Still, progressives are pushing for this option hardest, and groups like the Student Debt Crisis Center are calling for a suspension of any eligibility requirements or applications. Herein lies a tension: Targeting relief at all goes a long way toward making sure the lowest-income borrowers get the bulk of the help, but the Department of Education lacks the means to implement a massive screening effort to review applications. Right now, the Department is already struggling to implement smaller, targeted relief efforts the Biden administration has already rolled out, according to Adam Minsky, an independent student debt lawyer.
“Even if it’s fairly broad [requirements], there are a lot of legitimate concerns that some sort of means testing or other mechanisms to limit eligibility could be a huge problem administratively,” he said. “The Department of Education is already strapped trying to rapidly implement all of these changes, and you’re going to add something else on top of that that potentially could impact millions and millions of borrowers.”

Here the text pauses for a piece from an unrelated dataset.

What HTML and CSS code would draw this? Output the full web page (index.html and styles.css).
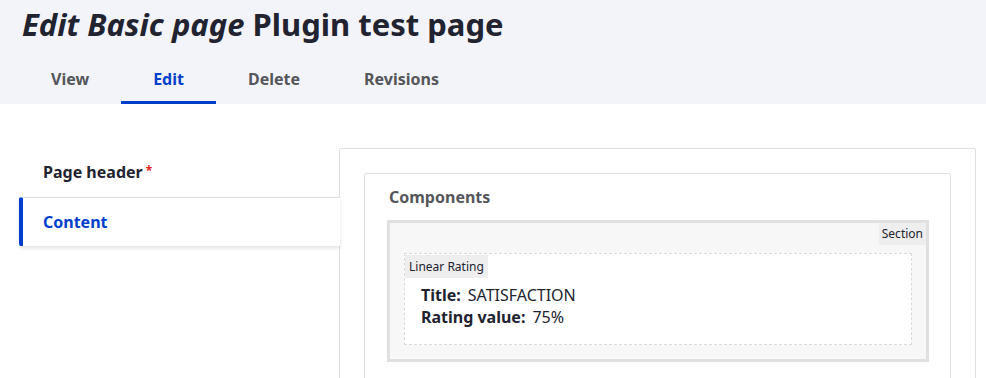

Inaction seems unlikely, but any of these moves is a political gamble. Though some kind of relief polls well, it is not the top concern of most voters. As the Atlantic’s David Frum has written, student-loan forgiveness carries the risk of being seen as “a tax on the voters whom the Democratic Party most desperately needs to regain,” non-college-educated and working-class Americans, while also slowing efforts to combat inflation and only leaving some of the most progressive members of his party happy.
Regardless of which path is chosen, Natalia Abrams, the president of the Student Debt Crisis Center, told me progressives will have won at least one battle. The president’s legal authority to cancel student debt is an open question, but “if this happened, President Biden will be agreeing that the President and the Department of Education do have the authority to cancel student debt,” Abram said. “We can continue to push for more. We can agree that this is a lever and if they can cancel $10,000, they can cancel $50,000. And then they can cancel all of it.”